Remove Punctuation from Text: Clean Data for Analysis

Learn to remove punctuation from text for NLP, data analysis, and text processing. Clean your data efficiently while preserving essential content.

6 min read

Punctuation removal is a fundamental text processing operation that serves numerous practical purposes. Natural language processing, search indexing, data normalization, and various text analysis tasks often require clean text stripped of periods, commas, quotation marks, and other punctuation characters. Understanding when to remove punctuation and how to do it effectively enables cleaner data pipelines and more accurate text analysis.

Why Remove Punctuation

Punctuation serves important purposes in human-readable text but often creates noise for computational processing. Understanding the reasons for removal helps determine when punctuation stripping is appropriate.

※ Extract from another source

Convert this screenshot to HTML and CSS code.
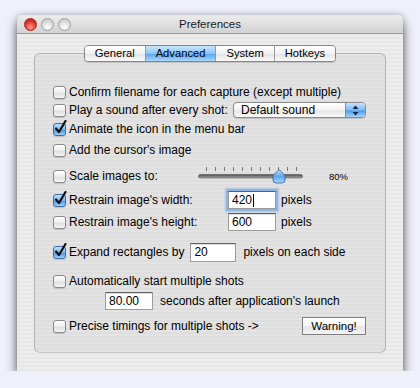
FILE: index.html
```html
<!DOCTYPE html>
<html lang="en">
<head>
    <meta charset="UTF-8">
    <title>Preferences</title>
    <link rel="stylesheet" href="styles.css">
</head>
<body>

    <div class="window">
        <div class="titlebar">
            <div class="lights">
                <span class="light close"></span>
                <span class="light"></span>
                <span class="light"></span>
            </div>
            <div class="title">Preferences</div>
            <div></div>
        </div>

        <div class="content">
            <div class="tabs">
                <span class="tab">General</span>
                <span class="tab active">Advanced</span>
                <span class="tab">System</span>
                <span class="tab">Hotkeys</span>
            </div>

            <div class="group">
                <div class="row">
                    <span class="check"></span>
                    <span>Confirm filename for each capture (except multiple)</span>
                </div>
                <div class="row">
                    <span class="check"></span>
                    <span>Play a sound after every shot:</span>
                    <div class="popup">
                        <span class="popup-text">Default sound</span>
                        <span class="popup-arrows">
                            <svg width="7" height="11" viewBox="0 0 7 11">
                                <path d="M3.5 0.5 L6.5 4 L0.5 4 Z" fill="#10284e"/>
                                <path d="M3.5 10.5 L6.5 7 L0.5 7 Z" fill="#10284e"/>
                            </svg>
                        </span>
                    </div>
                </div>
                <div class="row sp1">
                    <span class="check on">
                        <svg width="14" height="15" viewBox="0 0 14 15"><path d="M3 8.5 L6 12 L12.5 1" fill="none" stroke="#111" stroke-width="2.2" stroke-linecap="round" stroke-linejoin="round"/></svg>
                    </span>
                    <span>Animate the icon in the menu bar</span>
                </div>
                <div class="row sp3">
                    <span class="check"></span>
                    <span>Add the cursor's image</span>
                </div>
                <div class="row tall sp7">
                    <span class="check"></span>
                    <span class="label-scale">Scale images to:</span>
                    <svg class="slider" width="105" height="20" viewBox="0 0 105 20">
                        <defs>
                            <linearGradient id="trk" x1="0" y1="0" x2="0" y2="1">
                                <stop offset="0" stop-color="#4a4a4a"/>
                                <stop offset="1" stop-color="#a8a8a8"/>
                            </linearGradient>
                            <linearGradient id="thumb" x1="0" y1="0" x2="0" y2="1">
                                <stop offset="0" stop-color="#c9e4fb"/>
                                <stop offset="0.5" stop-color="#5aa6ec"/>
                                <stop offset="1" stop-color="#a8d6fb"/>
                            </linearGradient>
                        </defs>
                        <g stroke="#777" stroke-width="1">
                            <line x1="8.5" y1="1" x2="8.5" y2="5"/>
                            <line x1="17.5" y1="1" x2="17.5" y2="5"/>
                            <line x1="26.5" y1="1" x2="26.5" y2="5"/>
                            <line x1="35.5" y1="1" x2="35.5" y2="5"/>
                            <line x1="44.5" y1="1" x2="44.5" y2="5"/>
                            <line x1="53.5" y1="1" x2="53.5" y2="5"/>
                            <line x1="62.5" y1="1" x2="62.5" y2="5"/>
                            <line x1="71.5" y1="1" x2="71.5" y2="5"/>
                            <line x1="80.5" y1="1" x2="80.5" y2="5"/>
                            <line x1="89.5" y1="1" x2="89.5" y2="5"/>
                            <line x1="98.5" y1="1" x2="98.5" y2="5"/>
                        </g>
                        <rect x="0.5" y="8.5" width="104" height="3.5" rx="1.75" fill="url(#trk)" stroke="#555" stroke-width="0.6"/>
                        <path d="M81 3.5 L87 9.5 L87 14 Q87 17 84 17 L78 17 Q75 17 75 14 L75 9.5 Z" fill="url(#thumb)" stroke="#2d5a92" stroke-width="0.8"/>
                    </svg>
                    <span class="percent">80%</span>
                </div>
                <div class="row sp5">
                    <span class="check on">
                        <svg width="14" height="15" viewBox="0 0 14 15"><path d="M3 8.5 L6 12 L12.5 1" fill="none" stroke="#111" stroke-width="2.2" stroke-linecap="round" stroke-linejoin="round"/></svg>
                    </span>
                    <span class="label-restrain">Restrain image's width:</span>
                    <span class="field focused">420<span class="caret"></span></span>
                    <span class="unit">pixels</span>
                </div>
                <div class="row sp4">
                    <span class="check"></span>
                    <span class="label-restrain">Restrain image's height:</span>
                    <span class="field">600</span>
                    <span class="unit">pixels</span>
                </div>
                <div class="row sp12">
                    <span class="check on">
                        <svg width="14" height="15" viewBox="0 0 14 15"><path d="M3 8.5 L6 12 L12.5 1" fill="none" stroke="#111" stroke-width="2.2" stroke-linecap="round" stroke-linejoin="round"/></svg>
                    </span>
                    <span>Expand rectangles by</span>
                    <span class="field short">20</span>
                    <span class="unit wide">pixels on each side</span>
                </div>
                <div class="row sp11">
                    <span class="check"></span>
                    <span>Automatically start multiple shots</span>
                </div>
                <div class="row sp2">
                    <span class="field indent">80.00</span>
                    <span class="unit wide">seconds after application's launch</span>
                </div>
                <div class="row sp7">
                    <span class="check"></span>
                    <span>Precise timings for multiple shots -&gt;</span>
                    <span class="button">Warning!</span>
                </div>
            </div>
        </div>
    </div>

</body>
</html>
```

FILE: styles.css
```css
body {
    margin: 0;
    padding: 0;
    background-color: #eff0fa;
    font-family: 'Liberation Sans', Arial, sans-serif;
    font-size: 12px;
    color: #000;
}
.window {
    width: 386px;
    height: 356px;
    margin: 15px 0 0 17px;
    border-radius: 5px 5px 0 0;
    background: repeating-linear-gradient(#ededed 0 2px, #e7e7e7 2px 4px);
    box-shadow: 0 7px 12px rgba(0, 0, 0, 0.55), 0 0 6px rgba(0, 0, 0, 0.25);
    display: flex;
    flex-direction: column;
}
.titlebar {
    flex: none;
    height: 18px;
    border-bottom: 1px solid #9a9a9a;
    border-radius: 5px 5px 0 0;
    background: linear-gradient(#ececec, #d2d2d2);
    display: grid;
    grid-template-columns: 1fr auto 1fr;
    align-items: center;
}
.lights {
    display: flex;
    gap: 4px;
    padding-left: 7px;
}
.light {
    width: 11px;
    height: 11px;
    border-radius: 50%;
    border: 1px solid #a0a0a0;
    background: radial-gradient(circle at 50% 75%, #ffffff, #dcdcdc 55%, #bdbdbd);
}
.light.close {
    border-color: #a3221c;
    background: radial-gradient(circle at 50% 75%, #ff9c8c, #e2372b 55%, #b71c14);
}
.title {
    font-size: 11.5px;
    color: #1a1a1a;
}
.content {
    display: flex;
    flex-direction: column;
    padding-top: 11px;
}
.tabs {
    align-self: center;
    display: flex;
    height: 15px;
    border: 1px solid #858585;
    border-radius: 4px;
    position: relative;
    z-index: 1;
    font-size: 11.2px;
    box-shadow: 0 1px 1px rgba(0, 0, 0, 0.15);
    overflow: hidden;
}
.tab {
    padding: 0 10px;
    line-height: 15px;
    background: linear-gradient(#ffffff, #f1f1f1 50%, #e4e4e4 55%, #fafafa);
}
.tab + .tab {
    border-left: 1px solid #9a9a9a;
}
.tab.active {
    background: linear-gradient(#cbe5fb, #8cc5f5 50%, #5aa7ec 55%, #a9d8fc);
}
.group {
    margin: -9px 17px 0;
    height: 300px;
    box-sizing: border-box;
    border: 1px solid #b3b3b3;
    border-bottom-color: #c4c4c4;
    border-radius: 6px;
    background: repeating-linear-gradient(#e3e3e3 0 2px, #dedede 2px 4px);
    padding: 29px 19px 0 18px;
    display: flex;
    flex-direction: column;
}
.row {
    flex: none;
    height: 18px;
    display: flex;
    align-items: center;
    white-space: nowrap;
}
.row.tall {
    height: 20px;
}
.sp1 { margin-top: 1px; }
.sp2 { margin-top: 2px; }
.sp3 { margin-top: 3px; }
.sp4 { margin-top: 4px; }
.sp5 { margin-top: 5px; }
.sp7 { margin-top: 7px; }
.sp11 { margin-top: 11px; }
.sp12 { margin-top: 12px; }
.check {
    width: 11px;
    height: 11px;
    flex: none;
    margin-right: 3px;
    border: 1px solid #8a8a8a;
    border-radius: 3px;
    background: linear-gradient(#ffffff, #ececec 50%, #dedede 55%, #f7f7f7);
    box-shadow: 0 1px 1px rgba(0, 0, 0, 0.15);
    position: relative;
}
.check.on {
    border-color: #3f6ea6;
    background: linear-gradient(#c0e0fa, #7ab8f1 50%, #4a98e4 55%, #9fd0fb);
}
.check svg {
    position: absolute;
    left: -1px;
    top: -4px;
}
.popup {
    margin-left: auto;
    width: 131px;
    height: 14px;
    border: 1px solid #8a8a8a;
    border-radius: 4px;
    background: linear-gradient(#ffffff, #f3f3f3 50%, #e6e6e6 55%, #fafafa);
    box-shadow: 0 1px 1px rgba(0, 0, 0, 0.15);
    display: flex;
    overflow: hidden;
}
.popup-text {
    flex: 1;
    padding-left: 7px;
    line-height: 14px;
}
.popup-arrows {
    width: 19px;
    border-left: 1px solid #6d8fbd;
    background: linear-gradient(#c4e1fb, #80bcf2 50%, #4f9be6 55%, #a3d3fb);
    display: flex;
    align-items: center;
    justify-content: center;
}
.label-scale {
    width: 129px;
}
.label-restrain {
    width: 159px;
}
.slider {
    flex: none;
}
.percent {
    margin-left: 26px;
    font-size: 9.5px;
}
.field {
    width: 43px;
    height: 16px;
    padding-left: 3px;
    border: 1px solid #9b9b9b;
    border-top-color: #5f5f5f;
    background: #fff;
    box-shadow: inset 0 1px 1px rgba(0, 0, 0, 0.15);
    line-height: 16px;
    display: flex;
    align-items: center;
}
.field.focused {
    box-shadow: 0 0 0 2px #8db4e6, 0 0 2px 3px rgba(120, 165, 225, 0.5);
}
.field.short {
    width: 41px;
    height: 17px;
    margin-left: 6px;
}
.field.indent {
    margin-left: 52px;
}
.caret {
    width: 1px;
    height: 13px;
    background: #000;
    margin-left: 1px;
}
.unit {
    margin-left: 5px;
}
.unit.wide {
    margin-left: 7px;
}
.button {
    margin-left: auto;
    width: 62px;
    height: 16px;
    border: 1px solid #7d7d7d;
    background: linear-gradient(#ffffff, #f4f4f4 50%, #e4e4e4 55%, #f5f5f5);
    font-size: 11.5px;
    text-align: center;
    line-height: 16px;
}
```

Natural Language Processing

NLP systems often tokenize text into words for analysis. Punctuation attached to words creates false distinctions where "hello" and "hello!" appear as different tokens despite representing the same word. Removing punctuation before tokenization produces cleaner word lists.

Search Indexing

Search systems typically ignore punctuation when matching queries to documents. Pre-processing text to remove punctuation normalizes content for consistent indexing and retrieval.

Text Comparison

Comparing texts for similarity or duplicates works better without punctuation variations. "It worked!" and "It worked." represent the same statement but differ with punctuation included.

Word Frequency Analysis

Counting word frequencies requires consistent word forms. Without punctuation removal, "word" and "word," and "word." all count separately despite being the same word.

Our Remove Punctuation tool strips punctuation characters quickly, preparing your text for these and other processing needs.

Understanding Punctuation Characters

Punctuation encompasses more characters than immediately obvious. Understanding the full range ensures comprehensive removal when needed.

Common punctuation categories:

  • Sentence enders: Period, question mark, exclamation mark (. ? !)
  • Clause separators: Comma, semicolon, colon (, ; :)
  • Quotation marks: Single and double quotes, various typographic variants (' " ' ' " ")
  • Brackets: Parentheses, square brackets, curly braces, angle brackets ( ) [ ] { } < >
  • Dashes and hyphens: Hyphen, en dash, em dash (- -- ---)
  • Other marks: Ellipsis, apostrophe, slash, ampersand (... ' / &)

Some characters present edge cases. Apostrophes appear in contractions like "don't" where removal changes the word. Hyphens join compound words where removal splits them. Context matters for these characters.

Selective Punctuation Removal

Complete punctuation removal is not always appropriate. Sometimes preserving certain punctuation while removing others produces better results.

Preserving Apostrophes

Apostrophes in contractions and possessives often merit preservation. "don't" should remain intact rather than becoming "dont" which is not a word. Possession markers like "John's" similarly benefit from preservation.

Preserving Hyphens

Compound words use hyphens meaningfully. "State-of-the-art" and "state of the art" convey the same meaning but process differently. Preserving hyphens maintains compound word integrity.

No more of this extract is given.